Eschewing (at least in its title) the baggage of terms such as “global,” “transnational,” and “cosmopolitan,” “The Long, Wide Nineteenth Century” will address some of the temporal and spatial complexities of the period that is typically bounded by the French Revolution and the First World War. Taking England as its point of departure or, perhaps even, its point of eventual arrival, this conference will look how that country’s relation with other cultures helped shape and change its identity. The committee welcomes papers on any scale, from those that focus on a single moment across cultures to those that take up the long durée of the period in question. The organizers are also interested in how shifting from long to wide views of the nineteenth century may make visible other smaller models of periodization, such as decades or even years that are often subsumed under the temporality or ideological sweep of the terms “Victorian,” “Romantic” or “fin-de-siecle.” They are also interested in how time and space interact, and in how particular places “abroad” assume urgency at particular moments in British history. Of course, the committee is also eager to hear papers on terminology itself, and to think critically through the language that has so far shaped our efforts to transport the Victorian to other times and places

Research Opportunities
Participants in The Long Wide Nineteenth Century are also cordially invited to spend the week following the conference in the redwoods of central California at the annual gathering of the Dickens Universe, an international research group devoted to the study of the novels of Charles Dickens and Victorian literature and culture. The Dickens Universe’s study of Martin Chuzzlewit and American Notes begins on August 2 and concludes on the evening of Friday, August 7. Confirmed speakers for the week include Jill Lepore, Meredith McGill, Nathalie Vanfasse, Iain Crawford, Elsie Michie, James Buzard, and Robert Douglas-Fairhurst. Conference participants who wish to stay on for the Universe will have the opportunity to meet in working groups, whose themes will be organized from the submitted paper and panel proposals, or participate in the Dickens Universe’s Nineteenth-Century Seminar. Scholars may thus use the week as an opportunity for extended discussion and scholarly exchange. For more information about the Dickens Universe, as well as the Nineteenth-Century Seminar and Working Groups, please feel free to consult the Dickens Project website or contact one of the conference organizers.
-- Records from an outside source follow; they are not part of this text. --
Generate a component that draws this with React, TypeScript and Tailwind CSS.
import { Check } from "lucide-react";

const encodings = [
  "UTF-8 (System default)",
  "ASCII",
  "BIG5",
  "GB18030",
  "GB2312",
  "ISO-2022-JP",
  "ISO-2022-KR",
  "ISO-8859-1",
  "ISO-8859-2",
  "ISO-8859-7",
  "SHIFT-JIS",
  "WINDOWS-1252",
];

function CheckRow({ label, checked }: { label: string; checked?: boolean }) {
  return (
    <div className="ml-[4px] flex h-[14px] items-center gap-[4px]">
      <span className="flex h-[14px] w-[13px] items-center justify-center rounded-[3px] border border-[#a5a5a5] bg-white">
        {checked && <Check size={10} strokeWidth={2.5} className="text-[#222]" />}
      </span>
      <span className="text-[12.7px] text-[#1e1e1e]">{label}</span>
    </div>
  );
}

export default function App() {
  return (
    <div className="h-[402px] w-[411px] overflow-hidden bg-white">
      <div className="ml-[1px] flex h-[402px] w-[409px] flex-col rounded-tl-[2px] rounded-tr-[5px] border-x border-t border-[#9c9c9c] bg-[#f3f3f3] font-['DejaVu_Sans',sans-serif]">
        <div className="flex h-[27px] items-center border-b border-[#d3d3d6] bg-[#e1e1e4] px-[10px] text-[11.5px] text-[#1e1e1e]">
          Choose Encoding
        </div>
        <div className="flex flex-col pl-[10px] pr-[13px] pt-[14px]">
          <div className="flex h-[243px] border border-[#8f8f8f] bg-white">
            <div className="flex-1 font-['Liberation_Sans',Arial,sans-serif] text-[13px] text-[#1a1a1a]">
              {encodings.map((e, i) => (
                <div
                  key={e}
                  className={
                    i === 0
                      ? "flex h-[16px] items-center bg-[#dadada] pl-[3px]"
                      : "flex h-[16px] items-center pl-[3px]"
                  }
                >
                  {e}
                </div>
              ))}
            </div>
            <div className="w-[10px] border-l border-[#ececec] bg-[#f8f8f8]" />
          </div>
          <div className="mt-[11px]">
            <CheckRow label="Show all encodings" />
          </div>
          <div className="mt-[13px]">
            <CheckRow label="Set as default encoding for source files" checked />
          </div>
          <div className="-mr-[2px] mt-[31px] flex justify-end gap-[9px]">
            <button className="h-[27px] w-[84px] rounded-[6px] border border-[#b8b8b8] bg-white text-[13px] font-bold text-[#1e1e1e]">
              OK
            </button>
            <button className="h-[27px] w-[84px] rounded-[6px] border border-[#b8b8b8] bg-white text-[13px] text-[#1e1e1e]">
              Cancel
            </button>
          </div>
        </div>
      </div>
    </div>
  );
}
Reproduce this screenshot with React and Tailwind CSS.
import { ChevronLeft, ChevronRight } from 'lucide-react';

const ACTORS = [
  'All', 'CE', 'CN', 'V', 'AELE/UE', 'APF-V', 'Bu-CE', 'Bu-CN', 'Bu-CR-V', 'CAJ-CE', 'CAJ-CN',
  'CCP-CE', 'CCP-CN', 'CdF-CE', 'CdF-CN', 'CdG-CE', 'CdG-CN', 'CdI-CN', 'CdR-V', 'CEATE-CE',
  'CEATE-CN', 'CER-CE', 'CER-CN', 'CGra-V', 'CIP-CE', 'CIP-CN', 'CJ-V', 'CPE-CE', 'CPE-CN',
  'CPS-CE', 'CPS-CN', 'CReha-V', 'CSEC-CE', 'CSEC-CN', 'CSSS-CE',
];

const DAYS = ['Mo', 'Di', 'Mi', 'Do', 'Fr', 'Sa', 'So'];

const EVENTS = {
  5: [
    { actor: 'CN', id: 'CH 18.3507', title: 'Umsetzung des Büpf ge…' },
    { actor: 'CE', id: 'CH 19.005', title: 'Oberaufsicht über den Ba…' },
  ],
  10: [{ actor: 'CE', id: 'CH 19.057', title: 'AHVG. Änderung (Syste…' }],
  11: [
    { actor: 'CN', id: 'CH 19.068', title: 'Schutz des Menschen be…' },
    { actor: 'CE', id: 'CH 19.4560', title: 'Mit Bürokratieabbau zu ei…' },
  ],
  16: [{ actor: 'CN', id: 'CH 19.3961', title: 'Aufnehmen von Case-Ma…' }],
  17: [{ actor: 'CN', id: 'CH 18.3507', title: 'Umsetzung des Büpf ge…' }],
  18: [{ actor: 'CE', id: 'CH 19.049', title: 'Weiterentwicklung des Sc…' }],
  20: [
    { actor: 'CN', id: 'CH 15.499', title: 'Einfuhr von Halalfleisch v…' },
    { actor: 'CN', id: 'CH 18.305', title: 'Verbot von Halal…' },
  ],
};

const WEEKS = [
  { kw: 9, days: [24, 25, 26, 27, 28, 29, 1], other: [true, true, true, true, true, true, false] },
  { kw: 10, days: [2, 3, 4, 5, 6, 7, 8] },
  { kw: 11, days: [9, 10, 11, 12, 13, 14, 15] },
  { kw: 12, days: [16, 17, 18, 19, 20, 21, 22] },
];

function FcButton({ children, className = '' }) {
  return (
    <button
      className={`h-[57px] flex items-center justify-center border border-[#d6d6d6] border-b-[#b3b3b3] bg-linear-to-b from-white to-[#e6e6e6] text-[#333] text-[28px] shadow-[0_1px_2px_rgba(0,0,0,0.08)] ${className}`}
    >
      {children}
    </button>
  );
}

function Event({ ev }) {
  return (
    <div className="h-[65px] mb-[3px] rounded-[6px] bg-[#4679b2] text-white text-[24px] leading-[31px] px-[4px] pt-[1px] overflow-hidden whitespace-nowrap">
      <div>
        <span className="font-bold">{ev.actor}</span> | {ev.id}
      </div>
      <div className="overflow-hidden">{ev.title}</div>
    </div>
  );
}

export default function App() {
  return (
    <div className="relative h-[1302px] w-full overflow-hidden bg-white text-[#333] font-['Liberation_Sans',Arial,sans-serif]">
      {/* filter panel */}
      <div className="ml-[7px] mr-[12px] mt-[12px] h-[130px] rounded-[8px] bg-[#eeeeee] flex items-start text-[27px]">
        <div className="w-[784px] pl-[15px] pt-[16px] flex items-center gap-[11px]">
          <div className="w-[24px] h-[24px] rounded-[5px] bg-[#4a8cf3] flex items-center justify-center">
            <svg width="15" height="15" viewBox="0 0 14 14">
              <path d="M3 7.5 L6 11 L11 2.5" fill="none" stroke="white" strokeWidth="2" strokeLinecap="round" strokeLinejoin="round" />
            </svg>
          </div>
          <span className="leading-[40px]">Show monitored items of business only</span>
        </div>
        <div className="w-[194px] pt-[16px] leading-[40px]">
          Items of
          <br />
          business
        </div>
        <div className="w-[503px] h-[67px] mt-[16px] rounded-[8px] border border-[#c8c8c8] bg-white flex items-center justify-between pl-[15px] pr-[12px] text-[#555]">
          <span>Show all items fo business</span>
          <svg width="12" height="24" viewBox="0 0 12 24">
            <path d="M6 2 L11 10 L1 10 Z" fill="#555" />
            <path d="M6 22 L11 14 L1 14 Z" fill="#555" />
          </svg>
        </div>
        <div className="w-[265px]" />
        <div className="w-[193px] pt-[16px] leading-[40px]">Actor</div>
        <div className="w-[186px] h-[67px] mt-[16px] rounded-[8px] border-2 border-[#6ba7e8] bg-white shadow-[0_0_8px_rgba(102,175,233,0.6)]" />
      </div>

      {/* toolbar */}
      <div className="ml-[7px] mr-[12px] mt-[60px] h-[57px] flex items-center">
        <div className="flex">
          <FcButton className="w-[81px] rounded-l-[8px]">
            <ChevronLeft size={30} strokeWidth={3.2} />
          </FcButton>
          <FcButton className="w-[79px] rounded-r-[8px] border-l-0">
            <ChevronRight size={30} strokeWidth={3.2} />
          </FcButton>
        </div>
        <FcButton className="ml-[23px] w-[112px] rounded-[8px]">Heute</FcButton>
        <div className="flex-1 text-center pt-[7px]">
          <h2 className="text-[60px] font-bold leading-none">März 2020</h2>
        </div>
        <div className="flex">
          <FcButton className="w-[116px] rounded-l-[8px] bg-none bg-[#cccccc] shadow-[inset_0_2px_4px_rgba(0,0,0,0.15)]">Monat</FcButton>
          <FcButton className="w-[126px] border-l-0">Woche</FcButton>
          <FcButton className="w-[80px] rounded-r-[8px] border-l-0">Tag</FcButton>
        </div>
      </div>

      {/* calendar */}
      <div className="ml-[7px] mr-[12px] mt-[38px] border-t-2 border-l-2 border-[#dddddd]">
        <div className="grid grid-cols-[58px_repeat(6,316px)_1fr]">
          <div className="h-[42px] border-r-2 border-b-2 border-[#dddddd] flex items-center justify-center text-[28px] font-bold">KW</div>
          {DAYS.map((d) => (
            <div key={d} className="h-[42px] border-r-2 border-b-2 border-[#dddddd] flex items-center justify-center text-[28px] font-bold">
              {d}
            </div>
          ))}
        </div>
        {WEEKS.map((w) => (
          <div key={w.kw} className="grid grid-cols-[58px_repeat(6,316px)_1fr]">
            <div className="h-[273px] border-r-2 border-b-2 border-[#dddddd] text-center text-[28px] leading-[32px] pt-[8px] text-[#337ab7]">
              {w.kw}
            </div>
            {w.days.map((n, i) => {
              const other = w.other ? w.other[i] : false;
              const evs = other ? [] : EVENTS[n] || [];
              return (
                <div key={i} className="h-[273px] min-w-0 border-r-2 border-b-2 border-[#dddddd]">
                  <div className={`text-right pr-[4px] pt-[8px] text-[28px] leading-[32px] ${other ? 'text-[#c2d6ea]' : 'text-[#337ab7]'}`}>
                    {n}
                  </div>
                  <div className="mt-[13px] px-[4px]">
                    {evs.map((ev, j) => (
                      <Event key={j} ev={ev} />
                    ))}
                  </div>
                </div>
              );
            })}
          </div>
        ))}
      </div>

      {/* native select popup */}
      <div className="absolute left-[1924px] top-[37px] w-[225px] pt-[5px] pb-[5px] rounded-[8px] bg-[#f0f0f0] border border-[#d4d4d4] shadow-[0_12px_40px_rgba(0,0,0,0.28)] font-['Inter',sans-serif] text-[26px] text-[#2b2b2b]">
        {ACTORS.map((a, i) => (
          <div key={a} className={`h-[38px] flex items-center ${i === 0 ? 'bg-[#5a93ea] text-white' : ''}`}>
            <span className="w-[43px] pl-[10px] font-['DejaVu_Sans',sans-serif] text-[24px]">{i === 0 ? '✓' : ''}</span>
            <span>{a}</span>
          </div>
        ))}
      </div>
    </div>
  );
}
For the purposes of planning Working Groups and the Nineteenth-Century Seminar, please indicate in your proposal if you are interested in staying on for the Dickens Universe.

The organizers invite proposals for individual papers and panels, and welcome, in particular, proposals for presentations that utilize non-conventional and experimental forms, such as roundtables, Pecha Kucha slideshows, workshops, and any other models that encourage collaboration and interaction.  Proposals for individual presentations should be no more than 500 words; panel proposals should include 500-word abstracts for each individual contribution and a 250-word panel description. Please identify five keywords that your paper or panel will address.